## begin DATA EXTRACT
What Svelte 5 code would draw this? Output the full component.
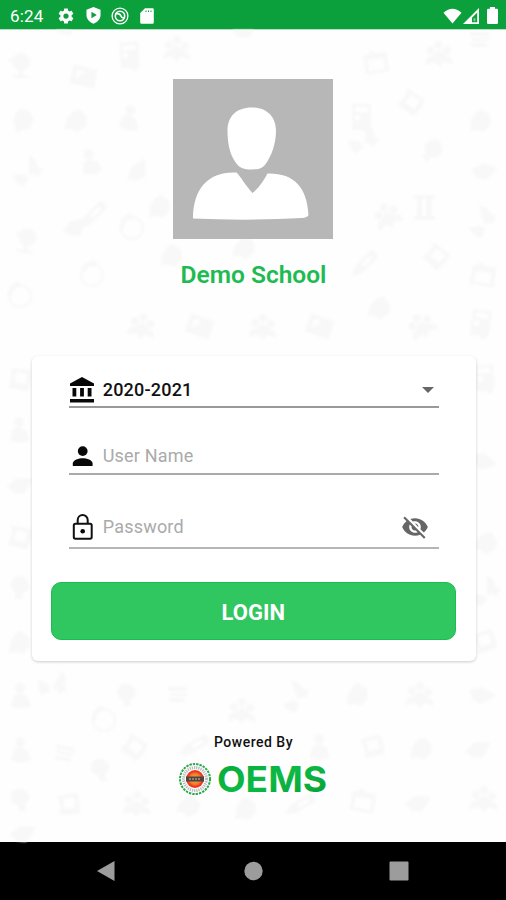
<script>
  const sessions = ['2020-2021'];
  let session = $state(sessions[0]);
  let username = $state('');
  let password = $state('');

  // Faint school doodles behind the page: [shape, x, y, rotation]
  const doodles = [
    ['globe', 20, 35, 0], ['picture', 84, 47, 12], ['doc', 130, 27, -3], ['people', 176, 20, 0],
    ['lines', 66, -5, 8], ['tag', 23, 89, -20], ['tag', 77, 90, 10], ['person', 130, 88, 10],
    ['hook', 28, 140, 0], ['person', 91, 132, -10], ['cap', 137, 140, -35],
    ['pencil', 93, 185, 45], ['tag', 160, 176, 0], ['globe', 26, 210, 10], ['cap', 75, 196, -15],
    ['ring', 132, 198, 0], ['ring', 92, 245, 20], ['ring', 20, 266, 0], ['people', 141, 297, 8],
    ['tag', 172, 225, 0], ['tag', 245, 217, 10], ['cap', 245, -2, 0], ['picture', 200, 297, 20],
    ['calendar', 377, 33, -8], ['people', 438, 25, -4], ['lines', 480, 8, 0], ['book', 411, 73, 35],
    ['doc', 362, 89, 0], ['tag', 481, 90, 0], ['bulb', 432, 121, 45], ['hook', 364, 108, 10],
    ['cap', 484, 140, 12], ['people', 387, 187, -25], ['columns', 425, 177, 0],
    ['hook', 482, 190, -15], ['pencil', 364, 234, 45], ['book', 436, 227, 40], ['calendar', 484, 246, 8],
    ['tag', 380, 277, 10], ['people', 421, 297, -30], ['doc', 481, 295, 8],
    ['people', 262, 298, 0], ['picture', 320, 297, 20],
    ['book', 20, 350, 8], ['person', 20, 400, 0], ['cap', 20, 454, 0], ['book', 20, 508, 12],
    ['bulb', 20, 558, 10], ['tag', 20, 612, 0], ['doc', 485, 350, -4], ['cap', 484, 430, 40],
    ['tag', 487, 512, 20], ['hook', 486, 560, 0], ['book', 485, 612, -20],
    ['person', 21, 666, 0], ['hook', 54, 653, 30], ['bulb', 127, 665, 0], ['lines', 178, 663, 0],
    ['ring', 104, 690, 0], ['person', 21, 720, 0], ['lines', 65, 722, 10], ['book', 134, 718, 35],
    ['bulb', 101, 740, -10], ['pencil', 194, 716, 60], ['bulb', 21, 770, -10], ['book', 69, 775, -8],
    ['people', 136, 775, 0], ['tag', 190, 775, 20], ['cap', 23, 802, 0], ['people', 241, 682, 0],
    ['tag', 246, 778, 0], ['hook', 295, 665, -20], ['tag', 358, 664, 0], ['people', 419, 666, 0],
    ['cap', 482, 664, 25], ['person', 320, 717, 0], ['book', 373, 717, -15], ['tag', 422, 718, 5],
    ['cap', 478, 718, -5], ['pencil', 300, 775, 60], ['calendar', 364, 772, 10], ['cap', 418, 772, 0],
    ['people', 483, 770, 0]
  ];
</script>

<div class="screen">
  <header class="status">
    <span class="status__time">6:24</span>
    <svg class="status__gear" viewBox="0 0 24 24"><path d="M19.43 12.98a7.8 7.8 0 0 0 0-1.96l2.11-1.65a.5.5 0 0 0 .12-.64l-2-3.46a.5.5 0 0 0-.61-.22l-2.49 1a7.3 7.3 0 0 0-1.69-.98l-.38-2.65A.5.5 0 0 0 14 2h-4a.5.5 0 0 0-.49.42l-.38 2.65c-.61.25-1.17.59-1.69.98l-2.49-1a.5.5 0 0 0-.61.22l-2 3.46a.5.5 0 0 0 .12.64l2.11 1.65a7.9 7.9 0 0 0 0 1.96l-2.11 1.65a.5.5 0 0 0-.12.64l2 3.46c.12.22.39.3.61.22l2.49-1c.52.4 1.08.73 1.69.98l.38 2.65c.03.24.24.42.49.42h4c.25 0 .46-.18.49-.42l.38-2.65c.61-.25 1.17-.59 1.69-.98l2.49 1c.23.09.49 0 .61-.22l2-3.46a.5.5 0 0 0-.12-.64zM12 15.5a3.5 3.5 0 1 1 0-7 3.5 3.5 0 0 1 0 7z" /></svg>
    <svg class="status__shield" viewBox="0 0 16 18"><path fill-rule="evenodd" d="M8 0l7.500 2.800v5.700c0 4.200-3 7.700-7.500 9.200C3.500 16.200.5 12.700.5 8.500V2.800zM5.800 5v7l5.700-3.500z" /></svg>
    <svg class="status__sync" viewBox="0 0 18 18"><g fill="none" stroke="#fff"><circle cx="9" cy="9" r="7.900" stroke-width="1.300" /><circle cx="9" cy="9" r="4.700" stroke-width="1.600" /><path stroke-width="1.700" d="M4.800 6.800q4-.8 5 2t3.700 2" /></g></svg>
    <svg class="status__card" viewBox="0 0 14 16"><path fill-rule="evenodd" d="M5 .2h7.500q1.300 0 1.300 1.300v13q0 1.300-1.300 1.300h-11Q.2 15.800.2 14.500V5zM5.500 2.400v1.600h1V2.400zm2.500 0v1.600h1V2.400zm2.500 0v1.600h1V2.400z" /></svg>
    <span class="status__gap"></span>
    <svg class="status__wifi" viewBox="0 0 20 16"><path d="M.5 4.600Q10-3.800 19.500 4.600L10 16z" /></svg>
    <svg class="status__signal" viewBox="0 0 16 16"><path fill-rule="evenodd" d="M0 16L16 0v16zM14.200 4.500L9 9.700v4.600h5.200z" /><path d="M10.500 10.200h2v3h-2z" opacity=".45" /></svg>
    <svg class="status__battery" viewBox="0 0 11 17"><path d="M3 0h5v1.700h1.700q1.300 0 1.300 1.300v12.500q0 1.500-1.300 1.500H1.300Q0 17 0 15.500V3q0-1.300 1.300-1.300H3z" /></svg>
  </header>

  <main class="page">
    <svg class="doodles" viewBox="0 0 506 812" aria-hidden="true">
      {#each doodles as [shape, x, y, angle]}
        <g transform="translate({x} {y}) rotate({angle})">
          {#if shape === 'globe'}
            <circle cx="1" cy="-3" r="9" /><path d="M-1 5h4v5h5v3H-7v-3h6zM-11-6h5v3h-5z" />
          {:else if shape === 'picture'}
            <path fill-rule="evenodd" d="M-13-10h25V9h-25zM-8-6v10L0-6z" />
          {:else if shape === 'doc'}
            <path fill-rule="evenodd" d="M-10-15H9V8L5 15l-6-4h-9zM-7-12v5H6v-5zm0 8v5h5v-5z" />
          {:else if shape === 'people'}
            <circle cx="-7" cy="-5" r="4" /><circle cx="1" cy="-10" r="4" /><circle cx="9" cy="-4" r="4" /><path d="M-13 9q0-9 6-8l8-6 8 7q6 0 5 8L5 7l-4 5-5-5z" />
          {:else if shape === 'lines'}
            <path d="M-10-6H8l2 4h-20zM-8 0H9v3H-8zM-10 5H6l2 4H-8z" />
          {:else if shape === 'tag'}
            <path d="M-10 0l5-8 6-3 8 6 1 9-7 8-6-2-8 1z" />
          {:else if shape === 'person'}
            <circle cx="-1" cy="-8" r="5" /><path d="M-7-1l6-2 7 3 4 10q-10 5-20 0z" />
          {:else if shape === 'hook'}
            <path d="M-15 5q3 9 10 12l6-8-5-5zM1-15l6 4 3 8 5 2-5 8-4-3-5 1z" />
          {:else if shape === 'cap'}
            <path d="M-13 2L-3-6 13-5 8 4 3 10-6 9z" />
          {:else if shape === 'pencil'}
            <path fill-rule="evenodd" d="M-5-15q5-3 10 0V8L0 18-5 8zM-2-10v12h4v-12z" />
          {:else if shape === 'ring'}
            <circle class="outline" r="11" /><path d="M-13 0l3-10 8-5 4 5-8 3-3 8z" />
          {:else if shape === 'calendar'}
            <path fill-rule="evenodd" d="M-13-9l6-1 2-4 4 4h12v20h-24zM-9-4V7H7V-4z" />
          {:else if shape === 'book'}
            <path fill-rule="evenodd" d="M-11-10L9-11q4 9 0 21l-20-1q4-9 0-19zM-5-7v10H6V-7z" />
          {:else if shape === 'bulb'}
            <path d="M-3 11l-1-6q-8-4-5-11 4-8 11-5 9 4 6 12L3 6l2 5z" />
          {:else}
            <path d="M-11-12H10v4H7V9h3v4h-21V9h3V-8h-3zM-3-8V9h4V-8z" fill-rule="evenodd" />
          {/if}
        </g>
      {/each}
    </svg>

    <svg class="avatar" viewBox="0 0 160 160">
      <path fill="#b7b7b7" d="M0 0h160v160H0z" />
      <path fill="#fff" d="M78.500 28.500c15 0 24.500 9 24.500 23 0 14-5 26-10 33-4 5.500-8 6-14 6-8 0-13-1.500-17-8-5.500-8-7.500-19-7.500-31 0-14 9-23 24-23z" />
      <path fill="#fff" d="M63.500 93.500C68 98 72 106 79.500 114 86 109 91 101 94.500 94.500 121 94 134 108 135.500 136q-1 2.500-7 3-52 3-108.500.500C20 108 37 92 63.500 93.500z" />
    </svg>
    <h1 class="school">Demo School</h1>

    <form class="card" onsubmit={(e) => e.preventDefault()}>
      <label class="field field--session">
        <svg class="field__icon" viewBox="0 0 26 26"><path d="M13 0l12 6.500V9H1V6.500zM3.500 11h3.800v8.500H3.500zm7.600 0h3.800v8.500h-3.800zm7.600 0h3.800v8.500h-3.800zM1 22h24v3.500H1z" /></svg>
        <select bind:value={session} aria-label="Session">
          {#each sessions as s}<option>{s}</option>{/each}
        </select>
        <svg class="field__arrow" viewBox="0 0 12 6"><path d="M0 0h12L6 6z" /></svg>
      </label>
      <label class="field field--user">
        <svg class="field__icon" viewBox="0 0 26 26"><circle cx="13.700" cy="8.100" r="4.900" /><path d="M3.800 23v-2.500c0-3.500 6-5.300 9.900-5.300s9.900 1.800 9.900 5.300V23z" /></svg>
        <input bind:value={username} placeholder="User Name" />
      </label>
      <label class="field field--password">
        <svg class="field__icon" viewBox="0 0 26 26"><g fill="none" stroke="#111" stroke-width="2"><rect x="4.800" y="9.700" width="17.900" height="15" rx="1.600" /><path d="M8.700 9.700V6a5 5 0 0 1 10 0v3.700" /></g><circle cx="13.700" cy="17.300" r="2.300" /></svg>
        <input type="password" bind:value={password} placeholder="Password" />
        <svg class="field__eye" viewBox="0 0 24 24"><path d="M12 7c2.760 0 5 2.240 5 5 0 .650-.130 1.260-.360 1.830l2.920 2.920c1.510-1.260 2.700-2.890 3.430-4.750-1.730-4.390-6-7.500-11-7.500-1.400 0-2.740.250-3.980.700l2.160 2.160C10.740 7.130 11.350 7 12 7zM2 4.270l2.280 2.280.460.460C3.080 8.300 1.780 10.020 1 12c1.730 4.390 6 7.500 11 7.500 1.550 0 3.030-.300 4.380-.840l.420.420L19.730 22 21 20.730 3.270 3 2 4.270zM7.530 9.800l1.550 1.550c-.050.210-.080.430-.080.650 0 1.660 1.340 3 3 3 .220 0 .440-.030.650-.080l1.550 1.550c-.670.330-1.410.530-2.200.530-2.760 0-5-2.240-5-5 0-.790.200-1.530.530-2.200zm4.310-.780l3.150 3.150.020-.160c0-1.660-1.340-3-3-3l-.170.010z" /></svg>
      </label>
      <button class="login">LOGIN</button>
    </form>

    <p class="powered">Powered By</p>
    <div class="brand">
      <svg class="brand__seal" viewBox="0 0 32 32">
        <defs>
          <radialGradient id="sun"><stop offset="0" stop-color="#f6b13c" /><stop offset=".6" stop-color="#f47a2d" /><stop offset=".85" stop-color="#ee351f" /><stop offset="1" stop-color="#e9381f" /></radialGradient>
        </defs>
        <circle cx="16" cy="16" r="15" fill="#fff" stroke="#27a94d" stroke-width="2" stroke-dasharray="2.400 1" />
        <circle cx="16" cy="16" r="11.500" fill="none" stroke="#bbb" stroke-width="3" stroke-dasharray="1.300 .9" />
        <circle cx="16" cy="16" r="9" fill="url(#sun)" />
        <path fill="#4a4743" d="M7 13.500h18v5H7z" /><path stroke="#a8977e" stroke-width="1.500" stroke-dasharray="2 1" d="M10 16h12" />
      </svg>
      <svg class="brand__name" viewBox="0 0 110 46">
        <defs>
          <linearGradient id="leaf" x1="0" y1="0" x2="1" y2="1"><stop offset="0" stop-color="#08a83a" /><stop offset=".5" stop-color="#0cba45" /><stop offset="1" stop-color="#079d35" /></linearGradient>
        </defs>
        <text x="-1" y="36" textLength="110" lengthAdjust="spacingAndGlyphs" fill="url(#leaf)">OEMS</text>
      </svg>
    </div>
  </main>

  <nav class="nav">
    <svg viewBox="0 0 20 22"><path d="M1 11L18.500 1v20z" /></svg>
    <svg viewBox="0 0 20 22"><circle cx="10.500" cy="11" r="9.200" /></svg>
    <svg viewBox="0 0 20 22"><rect x=".5" y="1.500" width="19" height="19" rx="1" /></svg>
  </nav>
</div>

<style>
  :global(body) { background: #fefefe; }
  .screen {
    display: flex; flex-direction: column; width: 506px; height: 900px;
    overflow: hidden; font-family: Roboto, "Liberation Sans", sans-serif;
  }
  svg { display: block; flex: none; }

  .status {
    display: flex; align-items: center; height: 30px; padding: 2px 8px 0 10px;
    box-sizing: border-box; background: #0ba03b; border-bottom: 1px solid #b9dfc3; color: #fff; fill: #fff;
  }
  .status__time { width: 47px; font-size: 17px; line-height: 20px; letter-spacing: 0.2px; }
  .status__gear { width: 18px; height: 18px; margin-right: 11px; }
  .status__shield { width: 15px; height: 17px; margin-right: 10px; }
  .status__sync { width: 18px; height: 18px; margin-right: 11px; }
  .status__card { width: 14px; height: 16px; }
  .status__gap { flex: 1; }
  .status__wifi { width: 19px; height: 16px; margin-right: 1px; }
  .status__signal { width: 16px; height: 16px; margin-right: 8px; }
  .status__battery { width: 11px; height: 17px; }

  .page {
    position: relative; isolation: isolate; display: flex; flex-direction: column; align-items: center;
    height: 812px; background: #fefefe;
  }
  .doodles { position: absolute; inset: 0; z-index: -1; width: 506px; height: 812px; fill: #f8f8f8; filter: blur(1.3px); }
  .outline { fill: none; stroke: #f8f8f8; stroke-width: 2; }

  .avatar { width: 160px; height: 160px; margin-top: 49px; }
  .school {
    margin: 21px 0 66px; padding-left: 1px; font-size: 24.500px; line-height: 30px; font-weight: 600;
    letter-spacing: 0; color: #1dbb51;
  }

  .card {
    display: flex; flex-direction: column; width: 444px; height: 305px; box-sizing: border-box;
    margin-left: 1.500px; padding: 14px 20px 21px; border-radius: 6px; background: #fff;
    box-shadow: 0 1px 3px rgba(0, 0, 0, 0.2);
  }
  .field {
    display: flex; align-items: center; box-sizing: border-box;
    width: 370px; margin-left: 17px; border-bottom: 2px solid #aaa;
  }
  .field--session { height: 38px; padding-top: 3px; border-color: #999; }
  .field--user { height: 52px; margin-top: 15px; padding-top: 16px; }
  .field--password { height: 52px; margin-top: 22px; padding-top: 10px; border-color: #b5b5b5; }
  .field__icon { width: 26px; height: 26px; margin-right: 8px; fill: #080808; }
  .field__arrow { width: 12px; height: 6px; margin-right: 5px; fill: #666; }
  .field__eye { width: 28px; height: 28px; margin-right: 10px; fill: #666; }
  .field input, .field select {
    flex: 1; min-width: 0; height: 26px; padding: 0; border: 0; outline: 0; background: none;
    font: 400 18px/26px Roboto, "Liberation Sans", sans-serif; letter-spacing: 0.2px; color: #111;
  }
  .field select { appearance: none; font-weight: 500; }
  .field input::placeholder { color: #aaa; opacity: 1; }

  .login {
    width: 405px; height: 58px; margin-top: auto; margin-left: -1px; padding: 3px 0 0;
    border: 1px solid #19bd51; border-radius: 10px; background: #30c660; color: #fff;
    font: 700 22px/26px Roboto, "Liberation Sans", sans-serif;
  }

  .powered { margin: 72px 0 0; padding-left: 1px; font-size: 14px; line-height: 18px; font-weight: 500; letter-spacing: 0.5px; color: #111; }
  .brand { display: flex; align-items: center; gap: 7px; margin-top: 5px; }
  .brand__seal { width: 32px; height: 32px; }
  .brand__name { width: 110px; height: 46px; font: 700 35px Inter, "Liberation Sans", sans-serif; }

  .nav {
    display: flex; flex: 1; align-items: center; justify-content: space-between;
    box-sizing: border-box; padding: 0 97px 0 96px; background: #000; fill: #9c9c9c;
  }
  .nav svg { width: 20px; height: 22px; }
</style>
## end DATA EXTRACT
> _TASK BRIEF_
Repeat the listing above from its first line through the line that contains "let password = $state('');", both included, and nothing more. Drop the pictures.

> _SOLUTION TO THIS PROBLEM_
What Svelte 5 code would draw this? Output the full component.
<script>
  const sessions = ['2020-2021'];
  let session = $state(sessions[0]);
  let username = $state('');
  let password = $state('');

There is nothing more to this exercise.